**GIVEN EXERCISE:** Select, from the data, each line where "table" occurs.
[start]
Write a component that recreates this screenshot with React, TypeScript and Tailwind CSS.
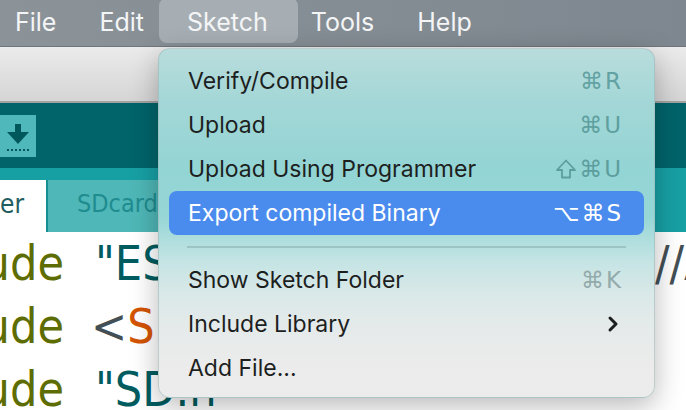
import { ChevronRight } from "lucide-react";

type Item = {
    label: string;
    keys?: string;
    shift?: boolean;
    keysColor?: string;
    active?: boolean;
    submenu?: boolean;
};

const topItems: Item[] = [
    { label: "Verify/Compile", keys: "⌘R", keysColor: "text-[#62a2a2]" },
    { label: "Upload", keys: "⌘U", keysColor: "text-[#5e9f9f]" },
    { label: "Upload Using Programmer", keys: "⌘U", shift: true, keysColor: "text-[#5c9e9e]" },
    { label: "Export compiled Binary", keys: "⌥⌘S", active: true },
];

const bottomItems: Item[] = [
    { label: "Show Sketch Folder", keys: "⌘K", keysColor: "text-[#93abab]" },
    { label: "Include Library", submenu: true },
    { label: "Add File..." },
];

const MenuRow = ({ item }: { item: Item }) => {
    return (
        <div
            className={`mx-[10px] h-[44px] flex items-center justify-between pl-[19px] pr-[21px] rounded-[8px] ${item.active ? "bg-[#4a8bee] text-white" : "text-[#1d1f1f]"
                }`}
        >
            <span className="text-[23px] leading-none">{item.label}</span>
            {item.keys && (
                <span
                    className={`flex items-center text-[23px] leading-none font-['DejaVu_Sans',sans-serif] tracking-[2px] ${item.active ? "text-white" : item.keysColor
                        }`}
                >
                    {item.shift && (
                        <svg width="22" height="22" viewBox="0 0 22 22" className="mr-[2px]">
                            <path
                                d="M11 2.5 L20 12 H15 V19.5 H7 V12 H2 Z"
                                fill="none"
                                stroke="currentColor"
                                strokeWidth="1.8"
                                strokeLinejoin="round"
                            />
                        </svg>
                    )}
                    {item.keys}
                </span>
            )}
            {item.submenu && (
                <ChevronRight className="w-[24px] h-[24px] text-[#1d1f1f] -mr-[2px]" strokeWidth={3} />
            )}
        </div>
    );
};

const CodeLine = ({ children, tail }: { children: React.ReactNode; tail?: string }) => {
    return (
        <div className="flex h-[63px]">
            <div className="w-[64px] shrink-0 overflow-hidden flex justify-end text-[#5e6d03]">
                <span>#include</span>
            </div>
            <div className="w-[591px] shrink-0 overflow-hidden pl-[31px]">{children}</div>
            <div className="flex-1 overflow-hidden text-[#434f54]">{tail}</div>
        </div>
    );
};

export default function App() {
    const menus = ["File", "Edit", "Sketch", "Tools", "Help"];

    return (
        <div className="relative w-[686px] h-[410px] overflow-hidden bg-white font-['Inter',sans-serif]">
            {/* macOS menu bar */}
            <div className="h-[47px] flex items-center pl-[15px] gap-[43px] bg-[linear-gradient(90deg,#8b9399,#7e878f)] border-b border-[#6f777d]">
                {menus.map((m) => (
                    <div key={m} className="relative">
                        {m === "Sketch" && (
                            <div className="absolute -left-[28px] -right-[30px] -top-[12px] h-[45px] rounded-[8px] bg-[#a6aeb4]"></div>
                        )}
                        <span className="relative text-[25px] leading-none text-[#f4f5f6]">{m}</span>
                    </div>
                ))}
            </div>

            {/* window title strip */}
            <div className="h-[56px] bg-[linear-gradient(180deg,#ebebeb,#d5d5d5)] border-b-2 border-[#a3a3a3]"></div>

            {/* toolbar */}
            <div className="h-[65px] bg-[#00646a] pt-[12px]">
                <div className="w-[36px] h-[42px] bg-[#4fb8bb] flex flex-col items-center justify-center">
                    <svg width="30" height="36" viewBox="0 0 30 36">
                        <rect x="12" y="6" width="6" height="10" fill="#00585c" />
                        <path d="M4 14 H26 L15 26 Z" fill="#00585c" />
                        <path d="M4 32 H26" stroke="#00585c" strokeWidth="2" strokeDasharray="2 2" />
                    </svg>
                </div>
            </div>

            {/* tabs */}
            <div className="h-[12px] bg-[#17a0a4]"></div>
            <div className="h-[52px] bg-[#17a0a4] flex">
                <div className="w-[46px] bg-white flex items-center overflow-hidden text-[26px] text-[#1f5d60] pb-[4px] font-['DejaVu_Sans_Condensed',sans-serif]">
                    <span>er</span>
                </div>
                <div className="w-[2px] bg-[#178f92]"></div>
                <div className="w-[560px] bg-[#4fb7b7] flex items-center pl-[29px] pb-[4px] text-[25px] text-[#1f8c90] font-['DejaVu_Sans_Condensed',sans-serif]">
                    SDcard
                </div>
            </div>

            {/* code area */}
            <div className="h-[178px] bg-white font-['DejaVu_Sans_Condensed','DejaVu_Sans',sans-serif] text-[48px] leading-[63px] whitespace-nowrap">
                <CodeLine tail="//A">
                    <span className="text-[#005c5f]">"ESP8266WiFi.h"</span>
                </CodeLine>
                <CodeLine>
                    <span className="text-[#434f54] -ml-[4px]">&lt;</span>
                    <span className="text-[#d35400]">SPI</span>
                    <span className="text-[#434f54]">.h&gt;</span>
                </CodeLine>
                <CodeLine>
                    <span className="text-[#005c5f]">"SD.h"</span>
                </CodeLine>
            </div>

            {/* Sketch dropdown */}
            <div className="absolute left-[158px] top-[48px] w-[497px] h-[350px] rounded-[12px] border border-[#9fb5b5]/60 shadow-[0_8px_28px_rgba(0,0,0,0.28)] bg-[linear-gradient(180deg,#b9dcdc_0%,#a4d7d7_15%,#93d4d4_35%,#96d6d6_48%,#c5e4e4_61%,#d9e8e8_70%,#e4eaea_79%,#ebebeb_90%,#ececec_100%)] pt-[10px]">
                {topItems.map((it) => (
                    <MenuRow key={it.label} item={it} />
                ))}
                <div className="h-[23px] flex items-center px-[28px]">
                    <div className="h-[2px] w-full bg-[#9cc4c4]"></div>
                </div>
                {bottomItems.map((it) => (
                    <MenuRow key={it.label} item={it} />
                ))}
            </div>
        </div>
    );
}
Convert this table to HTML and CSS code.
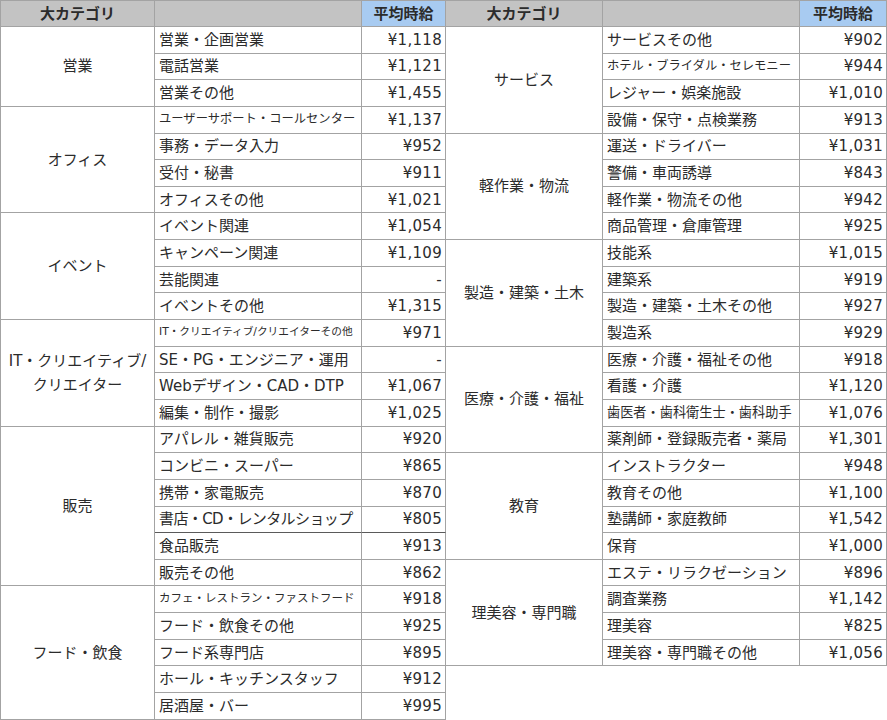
FILE: index.html
```html
<!DOCTYPE html>
<html lang="ja">
<head>
<meta charset="utf-8">
<title>平均時給</title>
<link rel="stylesheet" href="styles.css">
</head>
<body>
<div class="sheet">
  <div class="grid grid-left">
    <div class="cell head g">大カテゴリ</div>
    <div class="cell head n"></div>
    <div class="cell head p blue">平均時給</div>

    <div class="cell g s3">営業</div>
    <div class="cell n">営業・企画営業</div><div class="cell p">¥1,118</div>
    <div class="cell n">電話営業</div><div class="cell p">¥1,121</div>
    <div class="cell n">営業その他</div><div class="cell p">¥1,455</div>

    <div class="cell g s4">オフィス</div>
    <div class="cell n sm12">ユーザーサポート・コールセンター</div><div class="cell p">¥1,137</div>
    <div class="cell n">事務・データ入力</div><div class="cell p">¥952</div>
    <div class="cell n">受付・秘書</div><div class="cell p">¥911</div>
    <div class="cell n">オフィスその他</div><div class="cell p">¥1,021</div>

    <div class="cell g s4">イベント</div>
    <div class="cell n">イベント関連</div><div class="cell p">¥1,054</div>
    <div class="cell n">キャンペーン関連</div><div class="cell p">¥1,109</div>
    <div class="cell n">芸能関連</div><div class="cell p">-</div>
    <div class="cell n">イベントその他</div><div class="cell p">¥1,315</div>

    <div class="cell g s4 two">IT・クリエイティブ/<br>クリエイター</div>
    <div class="cell n sm10">IT・クリエイティブ/クリエイターその他</div><div class="cell p">¥971</div>
    <div class="cell n">SE・PG・エンジニア・運用</div><div class="cell p">-</div>
    <div class="cell n">Webデザイン・CAD・DTP</div><div class="cell p">¥1,067</div>
    <div class="cell n">編集・制作・撮影</div><div class="cell p">¥1,025</div>

    <div class="cell g s6">販売</div>
    <div class="cell n">アパレル・雑貨販売</div><div class="cell p">¥920</div>
    <div class="cell n">コンビニ・スーパー</div><div class="cell p">¥865</div>
    <div class="cell n">携帯・家電販売</div><div class="cell p">¥870</div>
    <div class="cell n dark tight">書店・CD・レンタルショップ</div><div class="cell p dark">¥805</div>
    <div class="cell n">食品販売</div><div class="cell p">¥913</div>
    <div class="cell n">販売その他</div><div class="cell p">¥862</div>

    <div class="cell g s5">フード・飲食</div>
    <div class="cell n sm11">カフェ・レストラン・ファストフード</div><div class="cell p">¥918</div>
    <div class="cell n">フード・飲食その他</div><div class="cell p">¥925</div>
    <div class="cell n">フード系専門店</div><div class="cell p">¥895</div>
    <div class="cell n">ホール・キッチンスタッフ</div><div class="cell p">¥912</div>
    <div class="cell n">居酒屋・バー</div><div class="cell p">¥995</div>
  </div>

  <div class="grid grid-right">
    <div class="cell head g">大カテゴリ</div>
    <div class="cell head n"></div>
    <div class="cell head p blue">平均時給</div>

    <div class="cell g s4">サービス</div>
    <div class="cell n">サービスその他</div><div class="cell p">¥902</div>
    <div class="cell n sm12">ホテル・ブライダル・セレモニー</div><div class="cell p">¥944</div>
    <div class="cell n">レジャー・娯楽施設</div><div class="cell p">¥1,010</div>
    <div class="cell n">設備・保守・点検業務</div><div class="cell p">¥913</div>

    <div class="cell g s4">軽作業・物流</div>
    <div class="cell n">運送・ドライバー</div><div class="cell p">¥1,031</div>
    <div class="cell n">警備・車両誘導</div><div class="cell p">¥843</div>
    <div class="cell n">軽作業・物流その他</div><div class="cell p">¥942</div>
    <div class="cell n">商品管理・倉庫管理</div><div class="cell p">¥925</div>

    <div class="cell g s4">製造・建築・土木</div>
    <div class="cell n">技能系</div><div class="cell p">¥1,015</div>
    <div class="cell n">建築系</div><div class="cell p">¥919</div>
    <div class="cell n">製造・建築・土木その他</div><div class="cell p">¥927</div>
    <div class="cell n">製造系</div><div class="cell p">¥929</div>

    <div class="cell g s4">医療・介護・福祉</div>
    <div class="cell n">医療・介護・福祉その他</div><div class="cell p">¥918</div>
    <div class="cell n">看護・介護</div><div class="cell p">¥1,120</div>
    <div class="cell n sm13">歯医者・歯科衛生士・歯科助手</div><div class="cell p">¥1,076</div>
    <div class="cell n">薬剤師・登録販売者・薬局</div><div class="cell p">¥1,301</div>

    <div class="cell g s4">教育</div>
    <div class="cell n">インストラクター</div><div class="cell p">¥948</div>
    <div class="cell n">教育その他</div><div class="cell p">¥1,100</div>
    <div class="cell n">塾講師・家庭教師</div><div class="cell p">¥1,542</div>
    <div class="cell n">保育</div><div class="cell p">¥1,000</div>

    <div class="cell g s4">理美容・専門職</div>
    <div class="cell n">エステ・リラクゼーション</div><div class="cell p">¥896</div>
    <div class="cell n">調査業務</div><div class="cell p">¥1,142</div>
    <div class="cell n">理美容</div><div class="cell p">¥825</div>
    <div class="cell n">理美容・専門職その他</div><div class="cell p">¥1,056</div>
  </div>
</div>
</body>
</html>
```

FILE: styles.css
```css
html, body {
  margin: 0;
  padding: 0;
  background: #ffffff;
}

body {
  font-family: "DejaVu Sans", "Noto Sans CJK JP", sans-serif;
  font-size: 15px;
  color: #2b2b2b;
  width: 887px;
  height: 720px;
  overflow: hidden;
}

.sheet {
  display: flex;
  align-items: flex-start;
}

.grid {
  display: grid;
  border-top: 1px solid #a3a3a3;
}

.grid-left {
  border-left: 1px solid #a3a3a3;
  grid-template-columns: 154px 207px 84px;
  grid-template-rows: 26px repeat(26, 26.654px);
}

.grid-right {
  grid-template-columns: 157px 197px 87px;
  grid-template-rows: 26px repeat(24, 26.654px);
}

.cell {
  box-sizing: border-box;
  border-right: 1px solid #a3a3a3;
  border-bottom: 1px solid #a3a3a3;
  display: flex;
  align-items: center;
  white-space: nowrap;
  overflow: hidden;
  line-height: 1.2;
}

.g {
  grid-column: 1;
  justify-content: center;
  text-align: center;
}

.n {
  grid-column: 2;
  padding-left: 4px;
}

.p {
  grid-column: 3;
  justify-content: flex-end;
  padding-right: 3px;
  font-size: 15px;
  letter-spacing: 0.3px;
}

.head {
  background: #c3c3c3;
  font-weight: bold;
  font-size: 15px;
  letter-spacing: 0;
  justify-content: center;
  padding: 0;
}

.head.blue {
  background: #a8cbf1;
}

.s3 { grid-row: span 3; }
.s4 { grid-row: span 4; }
.s5 { grid-row: span 5; }
.s6 { grid-row: span 6; }

.two {
  line-height: 1.6;
}

.sm10 { font-size: 10.7px; }
.sm11 { font-size: 11.5px; }
.sm12 { font-size: 12.3px; }
.sm13 { font-size: 13.2px; }

.tight {
  letter-spacing: -0.6px;
}

.dark {
  border-bottom-color: #5a5a5a;
}
```
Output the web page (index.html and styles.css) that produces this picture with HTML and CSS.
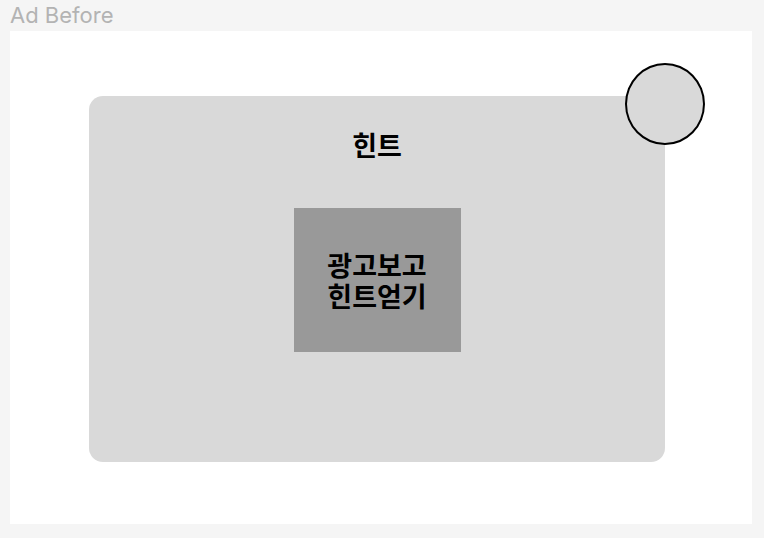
FILE: index.html
```html
<!DOCTYPE html>
<html lang="ko">
<head>
    <meta charset="UTF-8">
    <meta name="viewport" content="width=device-width, initial-scale=1.0">
    <title>Ad Before</title>
    <link rel="stylesheet" href="styles.css">
</head>
<body>
<div class="frame-label">Ad Before</div>
<div class="frame">
    <div class="hint-card">
        <div class="close-circle"></div>
        <h2 class="hint-title">힌트</h2>
        <div class="ad-btn">
            <span class="ad-line">광고보고</span>
            <span class="ad-line">힌트얻기</span>
        </div>
    </div>
</div>
</body>
</html>
```

FILE: styles.css
```css
body {
    margin: 0;
    background-color: #f5f5f5;
    font-family: Inter, "Noto Sans CJK KR", sans-serif;
    width: 764px;
    height: 538px;
    overflow: hidden;
}
.frame-label {
    margin: 2px 0 0 10px;
    height: 29px;
    font-size: 22px;
    line-height: 26px;
    color: #b3b3b3;
}
.frame {
    margin-left: 10px;
    width: 742px;
    height: 493px;
    background-color: #ffffff;
    box-sizing: border-box;
    padding: 65px 0 0 79px;
}
.hint-card {
    position: relative;
    width: 576px;
    height: 366px;
    background-color: #d9d9d9;
    border-radius: 14px;
    box-sizing: border-box;
    padding-top: 31px;
    display: flex;
    flex-direction: column;
    align-items: center;
}
.close-circle {
    position: absolute;
    top: -33px;
    right: -40px;
    width: 76px;
    height: 78px;
    border: 2px solid #000;
    border-radius: 50%;
    background-color: #d9d9d9;
}
.hint-title {
    margin: 0;
    font-family: "Noto Sans CJK KR", sans-serif;
    font-size: 27px;
    line-height: 36px;
    font-weight: 700;
    color: #000;
}
.ad-btn {
    margin-top: 45px;
    width: 167px;
    height: 144px;
    background-color: #999999;
    display: flex;
    flex-direction: column;
    align-items: center;
    justify-content: center;
    font-family: "Noto Sans CJK KR", sans-serif;
    font-size: 27px;
    font-weight: 700;
    color: #000;
}
.ad-line {
    display: block;
    height: 31px;
    line-height: 31px;
}
```
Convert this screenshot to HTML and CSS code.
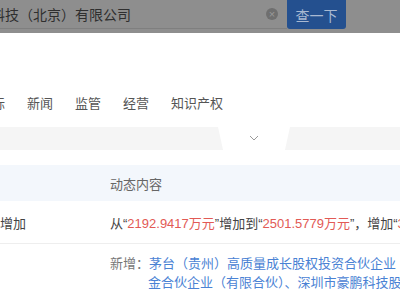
FILE: index.html
```html
<!DOCTYPE html>
<html lang="zh-CN">
<head>
  <meta charset="UTF-8" />
  <title>企业动态</title>
  <link rel="stylesheet" href="styles.css">
</head>
<body>
  <!-- 搜索栏 -->
  <div class="search-bar">
    <div class="search-input">
      <span class="query">中科技（北京）有限公司</span>
      <span class="clear">×</span>
    </div>
    <button class="search-btn">查一下</button>
  </div>

  <!-- 标签 -->
  <div class="tabs">
    <span class="tab">指标</span>
    <span class="tab">新闻</span>
    <span class="tab">监管</span>
    <span class="tab">经营</span>
    <span class="tab">知识产权</span>
  </div>

  <div class="fold-band">
    <div class="fold-tab">
      <svg width="10" height="6" viewBox="0 0 10 6"><path d="M1 1 L5 5 L9 1" fill="none" stroke="#9a9a9a" stroke-width="1"/></svg>
    </div>
  </div>

  <!-- 动态表格 -->
  <table class="news">
    <thead>
      <tr>
        <th class="col-type"></th>
        <th>动态内容</th>
      </tr>
    </thead>
    <tbody>
      <tr>
        <td class="col-type">注册资本增加</td>
        <td>从“<span class="red">2192.9417万元</span>”增加到“<span class="red">2501.5779万元</span>”，增加“<span class="red">308.6362万元</span>”</td>
      </tr>
      <tr class="multi">
        <td class="col-type"></td>
        <td>
          <div class="line"><span class="label">新增：</span><span class="blue">茅台（贵州）高质量成长股权投资合伙企业（有限</span></div>
          <div class="line indent"><span class="blue">金合伙企业（有限合伙）、深圳市豪鹏科技股份有限公司</span></div>
        </td>
      </tr>
    </tbody>
  </table>
</body>
</html>
```

FILE: styles.css
```css
body {
  margin: 0;
  width: 400px;
  height: 300px;
  overflow: hidden;
  background: white;
  font-family: "Liberation Sans", "Noto Sans CJK SC", sans-serif;
  color: #555;
}
.search-bar {
  display: flex;
  height: 33px;
  background: #8e8e8e;
}
.search-input {
  width: 287px;
  height: 29px;
  display: flex;
  align-items: center;
  border-bottom: 1px solid #7f7f7f;
  box-sizing: border-box;
  overflow: hidden;
}
.query {
  margin-left: -23px;
  font-size: 14px;
  color: #2f2f2f;
  white-space: nowrap;
  flex: 1;
}
.clear {
  width: 12px;
  height: 12px;
  margin-right: 9px;
  border-radius: 50%;
  background: #6f6f6f;
  color: #999;
  font-size: 11px;
  line-height: 12px;
  text-align: center;
}
.search-btn {
  width: 59px;
  height: 29px;
  border: none;
  border-radius: 0 0 3px 3px;
  background: #24508f;
  color: #a9b9d2;
  font-family: "Noto Sans CJK SC", sans-serif;
  font-size: 14px;
  padding: 0;
}
.tabs {
  display: flex;
  gap: 22px;
  margin-left: -21px;
  padding-top: 60px;
  height: 34px;
  font-family: "Noto Sans CJK SC", sans-serif;
  font-size: 13px;
  line-height: 20px;
  white-space: nowrap;
}
.fold-band {
  height: 23px;
  background: #f5f5f5;
  position: relative;
}
.fold-tab {
  position: absolute;
  left: 218px;
  top: 0;
  width: 72px;
  height: 23px;
  background: white;
  clip-path: polygon(0 0, 100% 0, 93% 100%, 7% 100%);
  display: flex;
  justify-content: center;
  padding-top: 8px;
  box-sizing: border-box;
}
.news {
  margin-top: 15px;
  width: 560px;
  border-collapse: collapse;
  font-family: "Liberation Sans", "Noto Sans CJK SC", sans-serif;
  font-size: 13px;
  white-space: nowrap;
}
.news th {
  background: #f3f7fc;
  font-weight: normal;
  text-align: left;
  color: #666;
  height: 36px;
  padding: 0;
}
.news td {
  padding: 0;
  height: 42px;
  color: #444;
  border-bottom: 1px solid #eeeeee;
}
.col-type {
  width: 110px;
  text-indent: -52px;
}
.red {
  color: #e25a55;
}
.blue {
  color: #4a82d4;
}
.label {
  color: #777;
}
.multi td {
  border-bottom: none;
  vertical-align: top;
  padding-top: 10px;
}
.line {
  line-height: 19px;
}
.indent {
  padding-left: 38px;
}
```
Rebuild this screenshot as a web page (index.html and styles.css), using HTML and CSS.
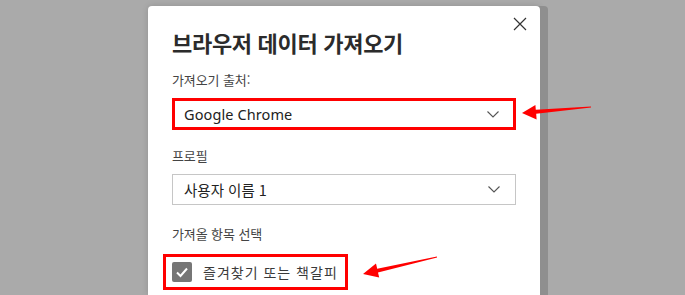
[end]
**SOLUTION:**
Convert this table to HTML and CSS code.
  <table class="news">
  </table>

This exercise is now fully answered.